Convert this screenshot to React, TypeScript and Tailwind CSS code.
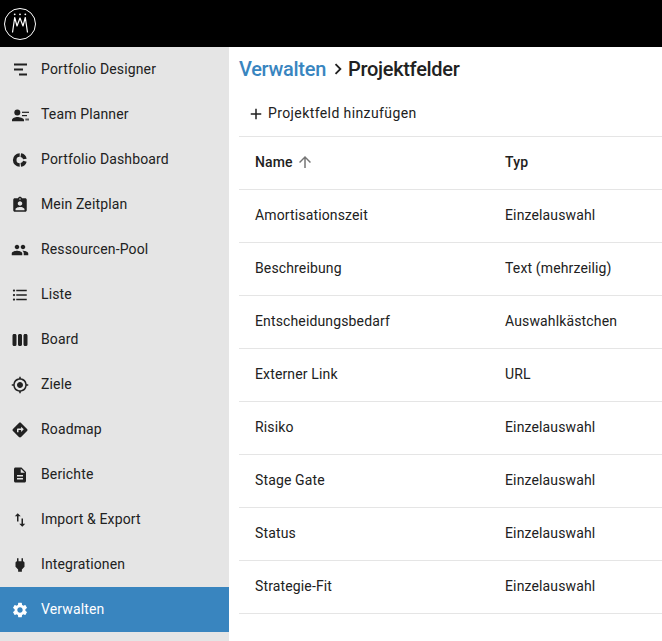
import { MdAssignmentInd, MdPeople, MdFormatListBulleted, MdViewWeek, MdGpsFixed, MdDirections, MdDescription, MdImportExport, MdPower, MdSettings, MdAdd, MdArrowUpward, MdChevronRight } from "react-icons/md";
import type { ReactNode } from "react";

const DesignerIcon = () => (
  <svg width="18" height="18" viewBox="0 0 18 18" fill="currentColor">
    <rect x="3" y="2.500" width="13" height="2" />
    <rect x="3" y="7.500" width="9" height="2" />
    <rect x="8" y="12.500" width="8" height="2" />
  </svg>
);

const TeamIcon = () => (
  <svg width="18" height="18" viewBox="0 0 18 18" fill="currentColor">
    <circle cx="6.300" cy="6.500" r="3" />
    <path d="M1 15.200v-1.300C1 12.300 4.300 11 6.300 11s6.700 1.300 6.700 2.900v1.300H1z" />
    <rect x="11" y="5.700" width="7" height="1.200" />
    <rect x="11" y="9" width="5" height="1.200" />
    <rect x="14.300" y="12.500" width="3.700" height="2" opacity="0.7" />
  </svg>
);

const DashboardIcon = () => (
  <svg width="18" height="18" viewBox="0 0 18 18" fill="none" stroke="currentColor" strokeWidth="3.600">
    <path d="M8.700 4A5 5 0 0 0 8.700 14" />
    <path d="M9.800 4.100A5 5 0 0 1 13.900 8" />
    <path d="M13.900 10.200A5 5 0 0 1 9.800 13.900" />
  </svg>
);

const nav: { label: string; icon: ReactNode; active?: boolean }[] = [
  { label: "Portfolio Designer", icon: <DesignerIcon /> },
  { label: "Team Planner", icon: <TeamIcon /> },
  { label: "Portfolio Dashboard", icon: <DashboardIcon /> },
  { label: "Mein Zeitplan", icon: <MdAssignmentInd size={18} /> },
  { label: "Ressourcen-Pool", icon: <MdPeople size={18} /> },
  { label: "Liste", icon: <MdFormatListBulleted size={18} /> },
  { label: "Board", icon: <MdViewWeek size={18} /> },
  { label: "Ziele", icon: <MdGpsFixed size={18} /> },
  { label: "Roadmap", icon: <MdDirections size={18} /> },
  { label: "Berichte", icon: <MdDescription size={18} /> },
  { label: "Import & Export", icon: <MdImportExport size={18} /> },
  { label: "Integrationen", icon: <MdPower size={18} /> },
  { label: "Verwalten", icon: <MdSettings size={18} />, active: true },
];

const rows = [
  ["Amortisationszeit", "Einzelauswahl"],
  ["Beschreibung", "Text (mehrzeilig)"],
  ["Entscheidungsbedarf", "Auswahlkästchen"],
  ["Externer Link", "URL"],
  ["Risiko", "Einzelauswahl"],
  ["Stage Gate", "Einzelauswahl"],
  ["Status", "Einzelauswahl"],
  ["Strategie-Fit", "Einzelauswahl"],
];

export default function App() {
  return (
    <div className="h-[641px] w-[662px] overflow-hidden bg-white font-['Roboto',sans-serif] text-[14px] tracking-[0.14px] text-[#212121]">
      <header className="flex h-[47px] items-center bg-black pl-[4px]">
        <svg width="32" height="32" viewBox="0 0 32 32" fill="none" stroke="white">
          <circle cx="16" cy="16" r="15.500" strokeWidth="1" />
          <path d="M8.500 24.500L10.700 9.500L13 18L16 10L19 18L21.300 9.500L23.500 24.500" strokeWidth="1.200" strokeLinejoin="round" />
          <g fill="white" stroke="none">
            <circle cx="10.700" cy="6.300" r="0.900" />
            <circle cx="16" cy="6.300" r="0.900" />
            <circle cx="21.300" cy="6.300" r="0.900" />
          </g>
        </svg>
      </header>
      <div className="flex h-[594px]">
        <nav className="h-full w-[229px] shrink-0 bg-[#e5e5e5]">
          {nav.map((item) => (
            <div
              key={item.label}
              className={`flex h-[45px] items-center pl-[11px] ${item.active ? "bg-[#3985bf] text-white" : ""}`}
            >
              <span className={`flex w-[30px] shrink-0 items-center ${item.active ? "text-white" : "text-[#212121]"}`}>{item.icon}</span>
              <span>{item.label}</span>
            </div>
          ))}
        </nav>
        <main className="min-w-0 flex-1 pl-[10px]">
          <div className="flex h-[44px] items-center text-[20px] font-medium tracking-[-0.3px]">
            <span className="text-[#3985bf]">Verwalten</span>
            <MdChevronRight size={22} className="ml-[1px] mr-[-2px]" />
            <span className="ml-[1px]">Projektfelder</span>
          </div>
          <div className="flex h-[45px] items-center pl-[8px] tracking-[0.4px] text-[#212121]">
            <MdAdd size={18} className="mr-[3px]" />
            <span>Projektfeld hinzufügen</span>
          </div>
          <div className="flex h-[54px] items-center border-y border-[#e5e5e5] pb-[2px] font-medium">
            <div className="flex w-[266px] items-center pl-[16px]">
              Name
              <MdArrowUpward size={18} className="ml-[3px] text-[#757575]" />
            </div>
            <div>Typ</div>
          </div>
          {rows.map(([name, type]) => (
            <div key={name} className="flex h-[53px] items-center border-b border-[#e5e5e5] pb-[2px]">
              <div className="w-[266px] pl-[16px]">{name}</div>
              <div>{type}</div>
            </div>
          ))}
        </main>
      </div>
    </div>
  );
}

◇ ◇ ◇ ◇

Stated goal: Omit the pictures and reproduce the listing exactly.

Answer to this task:
Convert this screenshot to React, TypeScript and Tailwind CSS code.
import { MdAssignmentInd, MdPeople, MdFormatListBulleted, MdViewWeek, MdGpsFixed, MdDirections, MdDescription, MdImportExport, MdPower, MdSettings, MdAdd, MdArrowUpward, MdChevronRight } from "react-icons/md";
import type { ReactNode } from "react";

const DesignerIcon = () => (
  <svg width="18" height="18" viewBox="0 0 18 18" fill="currentColor">
    <rect x="3" y="2.500" width="13" height="2" />
    <rect x="3" y="7.500" width="9" height="2" />
    <rect x="8" y="12.500" width="8" height="2" />
  </svg>
);

const TeamIcon = () => (
  <svg width="18" height="18" viewBox="0 0 18 18" fill="currentColor">
    <circle cx="6.300" cy="6.500" r="3" />
    <path d="M1 15.200v-1.300C1 12.300 4.300 11 6.300 11s6.700 1.300 6.700 2.900v1.300H1z" />
    <rect x="11" y="5.700" width="7" height="1.200" />
    <rect x="11" y="9" width="5" height="1.200" />
    <rect x="14.300" y="12.500" width="3.700" height="2" opacity="0.7" />
  </svg>
);

const DashboardIcon = () => (
  <svg width="18" height="18" viewBox="0 0 18 18" fill="none" stroke="currentColor" strokeWidth="3.600">
    <path d="M8.700 4A5 5 0 0 0 8.700 14" />
    <path d="M9.800 4.100A5 5 0 0 1 13.900 8" />
    <path d="M13.900 10.200A5 5 0 0 1 9.800 13.900" />
  </svg>
);

const nav: { label: string; icon: ReactNode; active?: boolean }[] = [
  { label: "Portfolio Designer", icon: <DesignerIcon /> },
  { label: "Team Planner", icon: <TeamIcon /> },
  { label: "Portfolio Dashboard", icon: <DashboardIcon /> },
  { label: "Mein Zeitplan", icon: <MdAssignmentInd size={18} /> },
  { label: "Ressourcen-Pool", icon: <MdPeople size={18} /> },
  { label: "Liste", icon: <MdFormatListBulleted size={18} /> },
  { label: "Board", icon: <MdViewWeek size={18} /> },
  { label: "Ziele", icon: <MdGpsFixed size={18} /> },
  { label: "Roadmap", icon: <MdDirections size={18} /> },
  { label: "Berichte", icon: <MdDescription size={18} /> },
  { label: "Import & Export", icon: <MdImportExport size={18} /> },
  { label: "Integrationen", icon: <MdPower size={18} /> },
  { label: "Verwalten", icon: <MdSettings size={18} />, active: true },
];

const rows = [
  ["Amortisationszeit", "Einzelauswahl"],
  ["Beschreibung", "Text (mehrzeilig)"],
  ["Entscheidungsbedarf", "Auswahlkästchen"],
  ["Externer Link", "URL"],
  ["Risiko", "Einzelauswahl"],
  ["Stage Gate", "Einzelauswahl"],
  ["Status", "Einzelauswahl"],
  ["Strategie-Fit", "Einzelauswahl"],
];

export default function App() {
  return (
    <div className="h-[641px] w-[662px] overflow-hidden bg-white font-['Roboto',sans-serif] text-[14px] tracking-[0.14px] text-[#212121]">
      <header className="flex h-[47px] items-center bg-black pl-[4px]">
        <svg width="32" height="32" viewBox="0 0 32 32" fill="none" stroke="white">
          <circle cx="16" cy="16" r="15.500" strokeWidth="1" />
          <path d="M8.500 24.500L10.700 9.500L13 18L16 10L19 18L21.300 9.500L23.500 24.500" strokeWidth="1.200" strokeLinejoin="round" />
          <g fill="white" stroke="none">
            <circle cx="10.700" cy="6.300" r="0.900" />
            <circle cx="16" cy="6.300" r="0.900" />
            <circle cx="21.300" cy="6.300" r="0.900" />
          </g>
        </svg>
      </header>
      <div className="flex h-[594px]">
        <nav className="h-full w-[229px] shrink-0 bg-[#e5e5e5]">
          {nav.map((item) => (
            <div
              key={item.label}
              className={`flex h-[45px] items-center pl-[11px] ${item.active ? "bg-[#3985bf] text-white" : ""}`}
            >
              <span className={`flex w-[30px] shrink-0 items-center ${item.active ? "text-white" : "text-[#212121]"}`}>{item.icon}</span>
              <span>{item.label}</span>
            </div>
          ))}
        </nav>
        <main className="min-w-0 flex-1 pl-[10px]">
          <div className="flex h-[44px] items-center text-[20px] font-medium tracking-[-0.3px]">
            <span className="text-[#3985bf]">Verwalten</span>
            <MdChevronRight size={22} className="ml-[1px] mr-[-2px]" />
            <span className="ml-[1px]">Projektfelder</span>
          </div>
          <div className="flex h-[45px] items-center pl-[8px] tracking-[0.4px] text-[#212121]">
            <MdAdd size={18} className="mr-[3px]" />
            <span>Projektfeld hinzufügen</span>
          </div>
          <div className="flex h-[54px] items-center border-y border-[#e5e5e5] pb-[2px] font-medium">
            <div className="flex w-[266px] items-center pl-[16px]">
              Name
              <MdArrowUpward size={18} className="ml-[3px] text-[#757575]" />
            </div>
            <div>Typ</div>
          </div>
          {rows.map(([name, type]) => (
            <div key={name} className="flex h-[53px] items-center border-b border-[#e5e5e5] pb-[2px]">
              <div className="w-[266px] pl-[16px]">{name}</div>
              <div>{type}</div>
            </div>
          ))}
        </main>
      </div>
    </div>
  );
}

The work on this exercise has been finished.